Lists
- Kristen Seale Strickland
- Jan 26, 2023
- 3 min read

I have a lot of lists. Can anyone relate? If a task doesn’t make the To-Do list, it probably gets overlooked. My To-Do lists include everything from clean the cat litter and put up the dishes, to run a 5k and write a novel. Funny how those lofty To-Dos often serve as a motivating factor for the mundane To-Dos. I never have written a novel but, man, does my cat litter smell fresh.
Lists are an important part of getting though the day. They serve as a concise way to organize, plan, or analyze life’s decisions. There have been a few times over the years where I have written down the pros and cons of a big choice. For example, when I was deciding on a new career path a couple years ago, I listed the pros in one column. The first three read, 1)Challenge self, 2)Expand your mind, 3)Help children. In the con column was, 1)Traffic, 2)Less free time, 3)Traffic. Although I was very worried about vehicle congestion, one column clearly identified a more worthy and meaningful growth experience. Sometimes it’s obvious with these kinds of lists. Other times, the list is long and both sides pull at your conscious. Either way it helps put the choice in perspective.
Throughout this entire sober journey, I have felt like switches have been turned off and on in my brain, major shifts in the way I have thought, to how I am thinking. As I travel on, and can look back a little, I see a pro/con list take shape, one that I never wrote down on paper, but instead pixilated in the ether of my intellect. It went something like this:
Pros of Drinking:
Maintain the status quo. (This is very comforting and safe)
Have fun (Subjective isn’t it?)
Fit in (Do we ever really?)
Cons of Drinking:
Continue to fuel daily anxiety caused by the continual fucking around with serotonin and neurotransmitters caused by alcohol intake. (Previously, I was conveniently coming up with my own science.)
Risk seven different types of cancer, including breast, throat and colon. (I imagine explaining to my grandkids that "Grannie K talks funny because she was in love with French widow named Veuve Cliquot.”)

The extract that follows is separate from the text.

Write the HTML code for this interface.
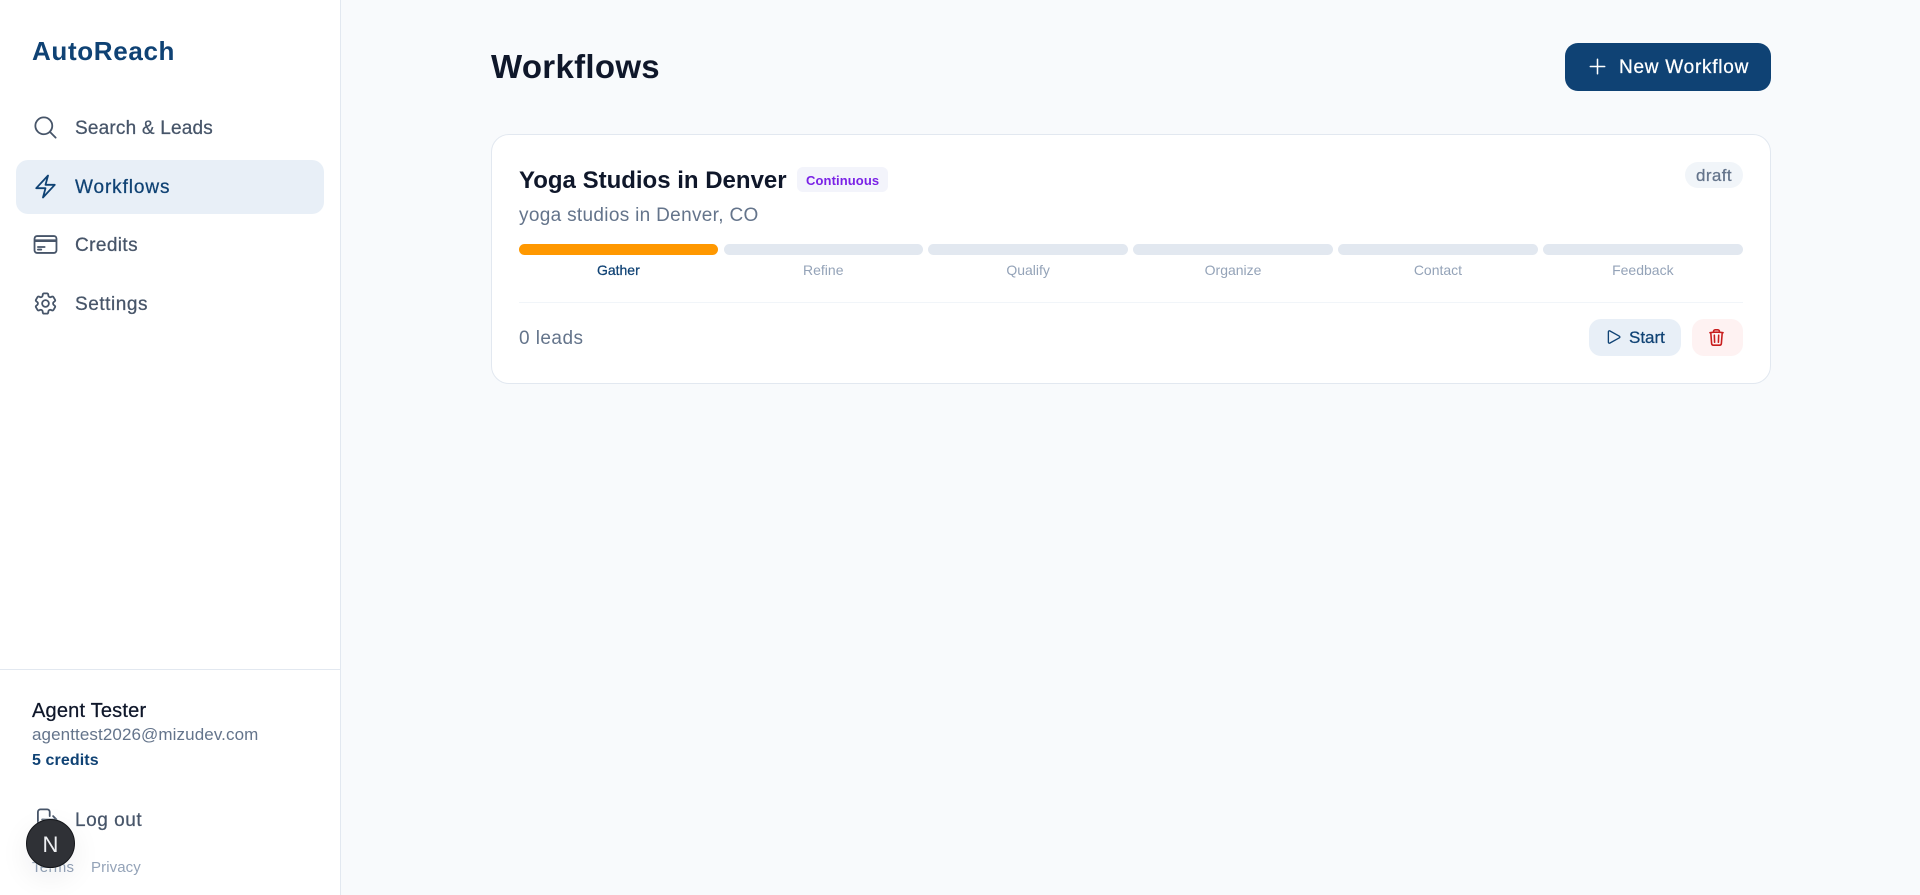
<!DOCTYPE html>
<html lang="en">
<head>
<meta charset="utf-8">
<title>AutoReach - Workflows</title>
<style>
html,body{margin:0;padding:0;width:1920px;height:895px;overflow:hidden;background:#f8fafc;font-family:"Liberation Sans",Arial,sans-serif}
.abs,.t,svg.i{position:absolute}
.t{line-height:0;white-space:nowrap}
.m{-webkit-text-stroke:.25px currentColor}
.c{text-align:center;width:199.5px}
svg.i{fill:none;stroke:currentColor;stroke-width:1.6;stroke-linecap:round;stroke-linejoin:round}
.seg{position:absolute;top:244px;height:11px;width:199.5px;border-radius:6px;background:#e2e8f0}
</style>
</head>
<body>
<div class="abs" style="left:0;top:0;width:340px;height:895px;background:#fff;border-right:1px solid #e2e8f0"></div>
<div class="t" style="left:32px;top:51px;font-size:26px;font-weight:700;letter-spacing:.65px;color:#0f4274">AutoReach</div>

<div class="abs" style="left:16px;top:160px;width:308px;height:54px;border-radius:12px;background:#e8eff7"></div>

<svg class="i" style="left:32px;top:114px;color:#475569" width="27" height="27" viewBox="0 0 24 24"><path d="m21 21-5.197-5.197m0 0A7.5 7.5 0 1 0 5.196 5.196a7.5 7.5 0 0 0 10.607 10.607Z"/></svg>
<div class="t m" style="left:75px;top:129px;font-size:19px;letter-spacing:.2px;color:#475569">Search &amp; Leads</div>

<svg class="i" style="left:32px;top:173px;color:#0f4274" width="27" height="27" viewBox="0 0 24 24"><path d="m3.75 13.5 10.5-11.25L12 10.5h8.25L9.75 21.75 12 13.5H3.75Z"/></svg>
<div class="t m" style="left:75px;top:188px;font-size:19px;letter-spacing:.9px;color:#0f4274">Workflows</div>

<svg class="i" style="left:32px;top:231px;color:#475569" width="27" height="27" viewBox="0 0 24 24"><path d="M2.25 8.25h19.5M2.25 9h19.5m-16.5 5.25h6m-6 2.25h3m-3.75 3h15a2.25 2.25 0 0 0 2.25-2.25V6.75A2.25 2.25 0 0 0 19.5 4.5h-15a2.25 2.25 0 0 0-2.25 2.25v10.5A2.25 2.25 0 0 0 4.5 19.5Z"/></svg>
<div class="t m" style="left:75px;top:246px;font-size:19px;letter-spacing:.4px;color:#475569">Credits</div>

<svg class="i" style="left:32px;top:290px;color:#475569" width="27" height="27" viewBox="0 0 24 24"><path d="M9.594 3.94c.09-.542.56-.94 1.11-.94h2.593c.55 0 1.02.398 1.11.94l.213 1.281c.063.374.313.686.645.87.074.04.147.083.22.127.325.196.72.257 1.075.124l1.217-.456a1.125 1.125 0 0 1 1.37.49l1.296 2.247a1.125 1.125 0 0 1-.26 1.431l-1.003.827c-.293.241-.438.613-.43.992a7.723 7.723 0 0 1 0 .255c-.008.378.137.75.43.991l1.004.827c.424.35.534.955.26 1.43l-1.298 2.247a1.125 1.125 0 0 1-1.369.491l-1.217-.456c-.355-.133-.75-.072-1.076.124a6.47 6.47 0 0 1-.22.128c-.331.183-.581.495-.644.869l-.213 1.281c-.09.543-.56.94-1.11.94h-2.594c-.55 0-1.019-.398-1.11-.94l-.213-1.281c-.062-.374-.312-.686-.644-.87a6.52 6.52 0 0 1-.22-.127c-.325-.196-.72-.257-1.076-.124l-1.217.456a1.125 1.125 0 0 1-1.369-.49l-1.297-2.247a1.125 1.125 0 0 1 .26-1.431l1.004-.827c.292-.24.437-.613.43-.991a6.932 6.932 0 0 1 0-.255c.007-.38-.138-.751-.43-.992l-1.004-.827a1.125 1.125 0 0 1-.26-1.43l1.297-2.247a1.125 1.125 0 0 1 1.37-.491l1.216.456c.356.133.751.072 1.076-.124.072-.044.146-.086.22-.128.332-.183.582-.495.644-.869l.214-1.28Z"/><path d="M15 12a3 3 0 1 1-6 0 3 3 0 0 1 6 0Z"/></svg>
<div class="t m" style="left:75px;top:305px;font-size:19px;letter-spacing:.55px;color:#475569">Settings</div>

<div class="abs" style="left:0;top:669px;width:340px;height:1px;background:#e2e8f0"></div>
<div class="t m" style="left:32px;top:711px;font-size:20px;letter-spacing:.2px;color:#0f172a">Agent Tester</div>
<div class="t" style="left:32px;top:735px;font-size:17px;letter-spacing:.1px;color:#64748b">agenttest2026@mizudev.com</div>
<div class="t" style="left:32px;top:761px;font-size:16px;font-weight:700;letter-spacing:.1px;color:#0f4274">5 credits</div>

<svg class="i" style="left:32px;top:806px;color:#475569" width="27" height="27" viewBox="0 0 24 24"><path d="M15.75 9V5.25A2.25 2.25 0 0 0 13.5 3h-6a2.25 2.25 0 0 0-2.25 2.25v13.5A2.25 2.25 0 0 0 7.5 21h6a2.25 2.25 0 0 0 2.25-2.25V15m3 0 3-3m0 0-3-3m3 3H9"/></svg>
<div class="t m" style="left:75px;top:821px;font-size:19px;letter-spacing:.55px;color:#475569">Log out</div>
<div class="t" style="left:32px;top:868px;font-size:15px;letter-spacing:.3px;color:#94a3b8">Terms</div>
<div class="t" style="left:91px;top:868px;font-size:15px;letter-spacing:.1px;color:#94a3b8">Privacy</div>

<div class="abs" style="left:26px;top:819px;width:47px;height:47px;border:1.5px solid #14161a;border-radius:50%;background:#2f3136;box-shadow:0 0 0 1px rgba(255,255,255,.25),0 10px 30px rgba(15,23,42,.07)"></div>
<div class="t" style="left:42.5px;top:845px;font-size:22px;color:#eef0f3">N</div>

<div class="t" style="left:491px;top:67px;font-size:33px;font-weight:700;letter-spacing:.3px;color:#0f172a">Workflows</div>

<div class="abs" style="left:1565px;top:43px;width:206px;height:48px;border-radius:13px;background:#0f4274"></div>
<svg class="i" style="left:1586px;top:55px;color:#fff" width="23" height="23" viewBox="0 0 24 24"><path d="M12 4.5v15m7.5-7.5h-15"/></svg>
<div class="t m" style="left:1619px;top:68px;font-size:19px;letter-spacing:.75px;color:#fff">New Workflow</div>

<div class="abs" style="left:491px;top:134px;width:1278px;height:248px;border:1px solid #e2e8f0;border-radius:18px;background:#fff"></div>

<div class="t" style="left:519px;top:181px;font-size:24px;font-weight:700;letter-spacing:0;color:#0f172a">Yoga Studios in Denver</div>
<div class="abs" style="left:797px;top:167px;width:91px;height:25px;border-radius:6px;background:#f3f4fb"></div>
<div class="t" style="left:806px;top:181px;font-size:13px;font-weight:700;letter-spacing:.1px;color:#7a22e6">Continuous</div>
<div class="abs" style="left:1685px;top:162px;width:58px;height:26px;border-radius:13px;background:#f1f5f9"></div>
<div class="t m" style="left:1696px;top:175.5px;font-size:17px;letter-spacing:.4px;color:#64748b">draft</div>

<div class="t" style="left:519px;top:216px;font-size:19px;letter-spacing:.32px;color:#64748b">yoga studios in Denver, CO</div>

<div class="seg" style="left:518.6px;background:#ff9800"></div>
<div class="seg" style="left:723.5px"></div>
<div class="seg" style="left:928.4px"></div>
<div class="seg" style="left:1133.3px"></div>
<div class="seg" style="left:1338.2px"></div>
<div class="seg" style="left:1543.1px"></div>

<div class="t c m" style="left:518.6px;top:270px;font-size:14px;color:#0f4274">Gather</div>
<div class="t c" style="left:723.5px;top:270px;font-size:14px;color:#94a3b8">Refine</div>
<div class="t c" style="left:928.4px;top:270px;font-size:14px;color:#94a3b8">Qualify</div>
<div class="t c" style="left:1133.3px;top:270px;font-size:14px;color:#94a3b8">Organize</div>
<div class="t c" style="left:1338.2px;top:270px;font-size:14px;color:#94a3b8">Contact</div>
<div class="t c" style="left:1543.1px;top:270px;font-size:14px;color:#94a3b8">Feedback</div>

<div class="abs" style="left:519px;top:302px;width:1224px;height:1px;background:#f1f5f9"></div>

<div class="t" style="left:519px;top:339px;font-size:19px;letter-spacing:.45px;color:#64748b">0 leads</div>

<div class="abs" style="left:1589px;top:319px;width:92px;height:37px;border-radius:12px;background:#e8eff7"></div>
<svg class="i" style="left:1604px;top:327px;color:#0f4274" width="20" height="20" viewBox="0 0 24 24"><path d="M5.25 5.653c0-.856.917-1.398 1.667-.986l11.54 6.347a1.125 1.125 0 0 1 0 1.972l-11.54 6.347a1.125 1.125 0 0 1-1.667-.986V5.653Z"/></svg>
<div class="t m" style="left:1629px;top:338px;font-size:17px;color:#0f4274">Start</div>

<div class="abs" style="left:1692px;top:319px;width:51px;height:37px;border-radius:12px;background:#fef2f2"></div>
<svg class="i" style="left:1707px;top:328px;color:#c81e1e;stroke-width:2" width="19" height="19" viewBox="0 0 24 24"><path d="m14.74 9-.346 9m-4.788 0L9.26 9m9.968-3.21c.342.052.682.107 1.022.166m-1.022-.165L18.16 19.673a2.25 2.25 0 0 1-2.244 2.077H8.084a2.25 2.25 0 0 1-2.244-2.077L4.772 5.79m14.456 0a48.108 48.108 0 0 0-3.478-.397m-12 .562c.34-.059.68-.114 1.022-.165m0 0a48.11 48.11 0 0 1 3.478-.397m7.5 0v-.916c0-1.18-.91-2.164-2.09-2.201a51.964 51.964 0 0 0-3.32 0c-1.18.037-2.09 1.022-2.09 2.201v.916m7.5 0a48.667 48.667 0 0 0-7.5 0"/></svg>
</body>
</html>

Hear that stupid little voice in my head telling me to stop, and then chastising me for failing once again. (Really tired of that bitch.)
If the con list seems intense it is. It’s a serious list with serious consequences and it makes the pro list look like, as my dad would put it, “Ned in the First Reader.” My pro list is uninformed and short sided and at 50 years old I can afford the honestly of these lists. Maybe my status quo is changing, but is that not a welcome opportunity to try new things? And having fun? Well, time to get creative. And as far as fitting in? How about fitting out. Let’s go!

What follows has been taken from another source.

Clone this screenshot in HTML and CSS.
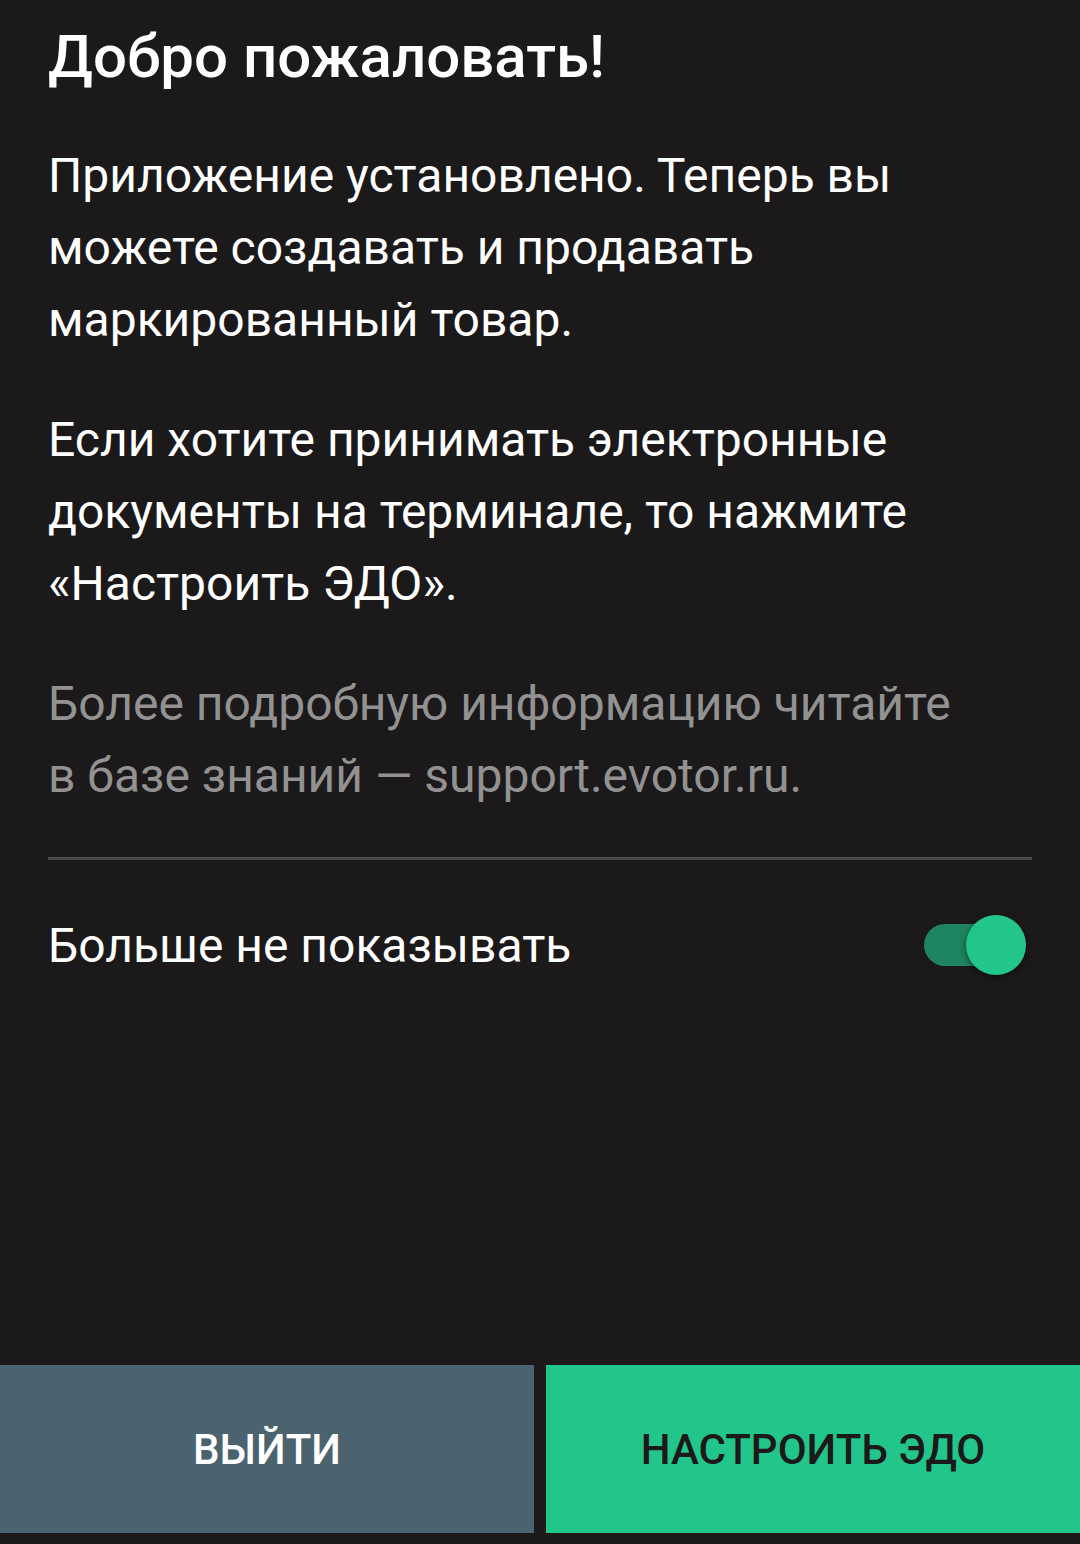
FILE: index.html
```html
<!DOCTYPE html>
<html lang="ru">
  <head>
    <meta charset="UTF-8" />
    <meta name="viewport" content="width=device-width, initial-scale=1.0" />
    <title>Добро пожаловать</title>
    <link rel="stylesheet" href="styles.css">
  </head>
  <body>
    <div class="screen">
      <div class="content">
        <h1>Добро пожаловать!</h1>
        <p>Приложение установлено. Теперь вы можете создавать и продавать маркированный товар.</p>
        <p>Если хотите принимать электронные документы на терминале, то нажмите «Настроить ЭДО».</p>
        <p class="hint">Более подробную информацию читайте в&nbsp;базе знаний — support.evotor.ru.</p>
        <div class="divider"></div>
        <div class="option">
          <span>Больше не показывать</span>
          <div class="switch on">
            <div class="track"></div>
            <div class="thumb"></div>
          </div>
        </div>
      </div>
      <div class="actions">
        <button class="btn btn-exit">ВЫЙТИ</button>
        <button class="btn btn-setup">НАСТРОИТЬ ЭДО</button>
      </div>
    </div>
  </body>
</html>
```

FILE: styles.css
```css
body,
html {
  margin: 0;
  padding: 0;
  font-family: Roboto, "Noto Sans", sans-serif;
  background-color: #1b191a;
  color: #ffffff;
}
.screen {
  display: flex;
  flex-direction: column;
  height: 1544px;
  box-sizing: border-box;
  padding-bottom: 11px;
}
.content {
  flex: 1;
  padding: 0 48px;
}
h1 {
  font-size: 60px;
  font-weight: 500;
  line-height: 72px;
  margin: 21px 0 47px;
}
.content p {
  font-size: 48px;
  line-height: 72px;
  margin: 0 0 48px;
  max-width: 960px;
}
.content p.hint {
  color: #929292;
  margin-bottom: 45px;
}
.divider {
  height: 3px;
  background-color: #4b4a4b;
}
.option {
  display: flex;
  justify-content: space-between;
  align-items: center;
  height: 170px;
  font-size: 48px;
}
.switch {
  position: relative;
  width: 102px;
  height: 60px;
  margin-right: 6px;
}
.track {
  position: absolute;
  left: 0;
  top: 9px;
  width: 96px;
  height: 42px;
  border-radius: 21px;
  background-color: #1f8460;
}
.thumb {
  position: absolute;
  right: 0;
  top: 0;
  width: 60px;
  height: 60px;
  border-radius: 50%;
  background-color: #22c68a;
  box-shadow: 0 2px 6px rgba(0, 0, 0, 0.5);
}
.actions {
  display: flex;
  gap: 12px;
  height: 168px;
}
.btn {
  flex: 1;
  border: none;
  font-family: Roboto, "Noto Sans", sans-serif;
  font-size: 42px;
  font-weight: 500;
  cursor: pointer;
}
.btn-exit {
  background-color: #4b636f;
  color: #ffffff;
}
.btn-setup {
  background-color: #22c68a;
  color: #1b191a;
}
```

[As I’m writing this, I’m getting more impassioned because my husband just came in to update me on the latest news on about Madison Brooks, the college girl from LSU that was recently raped and then hit by a car. If we don't think alcohol is at the root of this terrible tragedy, and we are just waving our pro list around in the air like it’s a flag of pride, then our heads are in the sand. How can I not feel preachy when stories like this keep making headlines?]
I’m going to end on a positive note with an anti exercise in To-Do listing. Try making a To-Done list. At the end of your day, instead of the beginning, get out pen and paper. Write down your accomplishments, big or small, and watch them add up. Even if you just include something as small as “called my mom,” or “straitened the junk drawers," write it down. Maybe it’s something a little bigger like, “started a new job,” or even, “didn’t have a drink today.” I have a feeling that by the looks of your list, you will measure your day a success.